** Job **
Word for word, copy all the data and drop the pictures.

** Stored data **
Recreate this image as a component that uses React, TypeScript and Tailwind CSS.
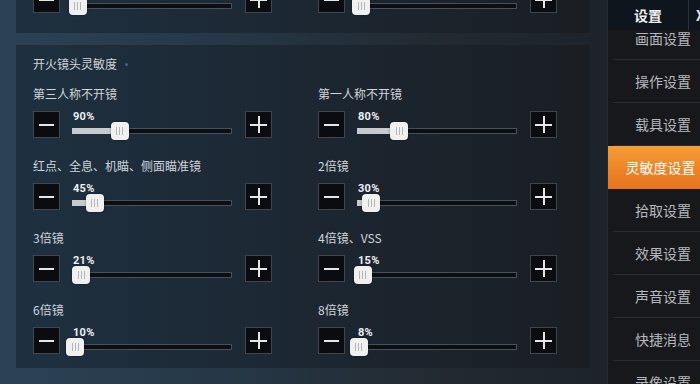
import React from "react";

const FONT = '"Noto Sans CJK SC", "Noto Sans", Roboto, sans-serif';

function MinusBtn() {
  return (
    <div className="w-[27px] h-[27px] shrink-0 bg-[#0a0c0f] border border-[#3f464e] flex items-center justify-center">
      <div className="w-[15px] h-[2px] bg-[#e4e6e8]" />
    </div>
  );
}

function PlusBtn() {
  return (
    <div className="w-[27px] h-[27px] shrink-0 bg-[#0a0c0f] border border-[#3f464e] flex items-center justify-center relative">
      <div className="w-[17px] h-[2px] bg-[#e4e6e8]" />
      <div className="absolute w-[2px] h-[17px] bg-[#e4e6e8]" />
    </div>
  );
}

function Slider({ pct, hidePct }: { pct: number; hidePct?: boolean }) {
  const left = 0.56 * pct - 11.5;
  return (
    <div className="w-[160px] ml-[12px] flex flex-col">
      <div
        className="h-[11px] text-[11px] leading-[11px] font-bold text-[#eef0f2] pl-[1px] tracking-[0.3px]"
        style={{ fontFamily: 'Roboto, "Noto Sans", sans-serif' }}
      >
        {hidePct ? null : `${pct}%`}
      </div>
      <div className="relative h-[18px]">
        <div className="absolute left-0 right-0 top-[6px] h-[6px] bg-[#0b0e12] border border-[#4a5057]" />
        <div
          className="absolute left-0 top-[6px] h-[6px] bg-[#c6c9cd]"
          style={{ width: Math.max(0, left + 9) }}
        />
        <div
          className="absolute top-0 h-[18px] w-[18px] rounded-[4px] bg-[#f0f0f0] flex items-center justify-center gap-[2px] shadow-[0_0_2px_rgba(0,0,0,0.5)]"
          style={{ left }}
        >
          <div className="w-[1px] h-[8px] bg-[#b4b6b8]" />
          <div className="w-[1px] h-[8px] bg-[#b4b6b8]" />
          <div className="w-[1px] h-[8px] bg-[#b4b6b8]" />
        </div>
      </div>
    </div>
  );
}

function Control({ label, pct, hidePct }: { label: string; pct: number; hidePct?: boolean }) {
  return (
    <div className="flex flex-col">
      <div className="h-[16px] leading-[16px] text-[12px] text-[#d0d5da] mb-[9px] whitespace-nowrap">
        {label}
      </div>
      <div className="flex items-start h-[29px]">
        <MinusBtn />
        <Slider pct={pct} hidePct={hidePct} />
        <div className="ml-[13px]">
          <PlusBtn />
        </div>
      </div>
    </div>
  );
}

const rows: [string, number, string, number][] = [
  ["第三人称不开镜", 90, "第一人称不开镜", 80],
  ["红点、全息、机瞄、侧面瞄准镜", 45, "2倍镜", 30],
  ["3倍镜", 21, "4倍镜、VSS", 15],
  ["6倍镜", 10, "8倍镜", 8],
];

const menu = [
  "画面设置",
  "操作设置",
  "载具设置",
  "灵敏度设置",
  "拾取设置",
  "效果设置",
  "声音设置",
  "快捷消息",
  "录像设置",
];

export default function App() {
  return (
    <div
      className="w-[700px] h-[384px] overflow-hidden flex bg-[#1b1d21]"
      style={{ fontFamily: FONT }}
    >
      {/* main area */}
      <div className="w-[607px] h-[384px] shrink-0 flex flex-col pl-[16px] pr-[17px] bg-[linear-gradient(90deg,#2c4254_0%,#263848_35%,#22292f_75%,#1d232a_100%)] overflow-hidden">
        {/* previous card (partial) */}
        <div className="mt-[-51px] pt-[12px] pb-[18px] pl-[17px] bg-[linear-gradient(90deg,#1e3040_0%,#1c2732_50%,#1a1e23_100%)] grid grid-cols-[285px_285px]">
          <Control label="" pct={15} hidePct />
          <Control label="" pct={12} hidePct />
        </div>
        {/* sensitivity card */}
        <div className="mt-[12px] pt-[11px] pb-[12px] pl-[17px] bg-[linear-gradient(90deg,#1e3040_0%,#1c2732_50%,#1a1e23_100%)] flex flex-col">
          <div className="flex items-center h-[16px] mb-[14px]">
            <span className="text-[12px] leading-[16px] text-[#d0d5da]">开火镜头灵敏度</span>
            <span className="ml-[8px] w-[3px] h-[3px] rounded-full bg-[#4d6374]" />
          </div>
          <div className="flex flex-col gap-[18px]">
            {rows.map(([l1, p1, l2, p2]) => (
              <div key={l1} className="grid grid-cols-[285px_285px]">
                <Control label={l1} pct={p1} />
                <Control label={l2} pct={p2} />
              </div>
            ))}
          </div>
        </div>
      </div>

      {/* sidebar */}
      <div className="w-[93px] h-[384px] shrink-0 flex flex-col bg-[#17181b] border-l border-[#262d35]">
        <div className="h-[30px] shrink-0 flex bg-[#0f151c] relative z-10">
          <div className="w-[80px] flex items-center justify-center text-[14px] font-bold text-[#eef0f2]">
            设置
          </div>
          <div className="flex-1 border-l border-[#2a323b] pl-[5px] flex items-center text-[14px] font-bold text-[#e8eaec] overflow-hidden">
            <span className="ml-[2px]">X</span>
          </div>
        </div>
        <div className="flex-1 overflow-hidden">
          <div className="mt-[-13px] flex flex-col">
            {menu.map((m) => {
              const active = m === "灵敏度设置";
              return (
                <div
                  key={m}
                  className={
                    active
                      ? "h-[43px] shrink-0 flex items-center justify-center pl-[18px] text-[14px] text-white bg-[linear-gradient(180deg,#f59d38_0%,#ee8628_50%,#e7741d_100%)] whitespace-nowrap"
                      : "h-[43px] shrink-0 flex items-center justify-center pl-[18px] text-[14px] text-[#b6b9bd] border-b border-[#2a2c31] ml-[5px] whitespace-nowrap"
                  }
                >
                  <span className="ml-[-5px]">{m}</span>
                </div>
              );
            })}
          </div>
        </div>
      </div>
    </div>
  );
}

** Expected output **
Recreate this image as a component that uses React, TypeScript and Tailwind CSS.
import React from "react";

const FONT = '"Noto Sans CJK SC", "Noto Sans", Roboto, sans-serif';

function MinusBtn() {
  return (
    <div className="w-[27px] h-[27px] shrink-0 bg-[#0a0c0f] border border-[#3f464e] flex items-center justify-center">
      <div className="w-[15px] h-[2px] bg-[#e4e6e8]" />
    </div>
  );
}

function PlusBtn() {
  return (
    <div className="w-[27px] h-[27px] shrink-0 bg-[#0a0c0f] border border-[#3f464e] flex items-center justify-center relative">
      <div className="w-[17px] h-[2px] bg-[#e4e6e8]" />
      <div className="absolute w-[2px] h-[17px] bg-[#e4e6e8]" />
    </div>
  );
}

function Slider({ pct, hidePct }: { pct: number; hidePct?: boolean }) {
  const left = 0.56 * pct - 11.5;
  return (
    <div className="w-[160px] ml-[12px] flex flex-col">
      <div
        className="h-[11px] text-[11px] leading-[11px] font-bold text-[#eef0f2] pl-[1px] tracking-[0.3px]"
        style={{ fontFamily: 'Roboto, "Noto Sans", sans-serif' }}
      >
        {hidePct ? null : `${pct}%`}
      </div>
      <div className="relative h-[18px]">
        <div className="absolute left-0 right-0 top-[6px] h-[6px] bg-[#0b0e12] border border-[#4a5057]" />
        <div
          className="absolute left-0 top-[6px] h-[6px] bg-[#c6c9cd]"
          style={{ width: Math.max(0, left + 9) }}
        />
        <div
          className="absolute top-0 h-[18px] w-[18px] rounded-[4px] bg-[#f0f0f0] flex items-center justify-center gap-[2px] shadow-[0_0_2px_rgba(0,0,0,0.5)]"
          style={{ left }}
        >
          <div className="w-[1px] h-[8px] bg-[#b4b6b8]" />
          <div className="w-[1px] h-[8px] bg-[#b4b6b8]" />
          <div className="w-[1px] h-[8px] bg-[#b4b6b8]" />
        </div>
      </div>
    </div>
  );
}

function Control({ label, pct, hidePct }: { label: string; pct: number; hidePct?: boolean }) {
  return (
    <div className="flex flex-col">
      <div className="h-[16px] leading-[16px] text-[12px] text-[#d0d5da] mb-[9px] whitespace-nowrap">
        {label}
      </div>
      <div className="flex items-start h-[29px]">
        <MinusBtn />
        <Slider pct={pct} hidePct={hidePct} />
        <div className="ml-[13px]">
          <PlusBtn />
        </div>
      </div>
    </div>
  );
}

const rows: [string, number, string, number][] = [
  ["第三人称不开镜", 90, "第一人称不开镜", 80],
  ["红点、全息、机瞄、侧面瞄准镜", 45, "2倍镜", 30],
  ["3倍镜", 21, "4倍镜、VSS", 15],
  ["6倍镜", 10, "8倍镜", 8],
];

const menu = [
  "画面设置",
  "操作设置",
  "载具设置",
  "灵敏度设置",
  "拾取设置",
  "效果设置",
  "声音设置",
  "快捷消息",
  "录像设置",
];

export default function App() {
  return (
    <div
      className="w-[700px] h-[384px] overflow-hidden flex bg-[#1b1d21]"
      style={{ fontFamily: FONT }}
    >
      {/* main area */}
      <div className="w-[607px] h-[384px] shrink-0 flex flex-col pl-[16px] pr-[17px] bg-[linear-gradient(90deg,#2c4254_0%,#263848_35%,#22292f_75%,#1d232a_100%)] overflow-hidden">
        {/* previous card (partial) */}
        <div className="mt-[-51px] pt-[12px] pb-[18px] pl-[17px] bg-[linear-gradient(90deg,#1e3040_0%,#1c2732_50%,#1a1e23_100%)] grid grid-cols-[285px_285px]">
          <Control label="" pct={15} hidePct />
          <Control label="" pct={12} hidePct />
        </div>
        {/* sensitivity card */}
        <div className="mt-[12px] pt-[11px] pb-[12px] pl-[17px] bg-[linear-gradient(90deg,#1e3040_0%,#1c2732_50%,#1a1e23_100%)] flex flex-col">
          <div className="flex items-center h-[16px] mb-[14px]">
            <span className="text-[12px] leading-[16px] text-[#d0d5da]">开火镜头灵敏度</span>
            <span className="ml-[8px] w-[3px] h-[3px] rounded-full bg-[#4d6374]" />
          </div>
          <div className="flex flex-col gap-[18px]">
            {rows.map(([l1, p1, l2, p2]) => (
              <div key={l1} className="grid grid-cols-[285px_285px]">
                <Control label={l1} pct={p1} />
                <Control label={l2} pct={p2} />
              </div>
            ))}
          </div>
        </div>
      </div>

      {/* sidebar */}
      <div className="w-[93px] h-[384px] shrink-0 flex flex-col bg-[#17181b] border-l border-[#262d35]">
        <div className="h-[30px] shrink-0 flex bg-[#0f151c] relative z-10">
          <div className="w-[80px] flex items-center justify-center text-[14px] font-bold text-[#eef0f2]">
            设置
          </div>
          <div className="flex-1 border-l border-[#2a323b] pl-[5px] flex items-center text-[14px] font-bold text-[#e8eaec] overflow-hidden">
            <span className="ml-[2px]">X</span>
          </div>
        </div>
        <div className="flex-1 overflow-hidden">
          <div className="mt-[-13px] flex flex-col">
            {menu.map((m) => {
              const active = m === "灵敏度设置";
              return (
                <div
                  key={m}
                  className={
                    active
                      ? "h-[43px] shrink-0 flex items-center justify-center pl-[18px] text-[14px] text-white bg-[linear-gradient(180deg,#f59d38_0%,#ee8628_50%,#e7741d_100%)] whitespace-nowrap"
                      : "h-[43px] shrink-0 flex items-center justify-center pl-[18px] text-[14px] text-[#b6b9bd] border-b border-[#2a2c31] ml-[5px] whitespace-nowrap"
                  }
                >
                  <span className="ml-[-5px]">{m}</span>
                </div>
              );
            })}
          </div>
        </div>
      </div>
    </div>
  );
}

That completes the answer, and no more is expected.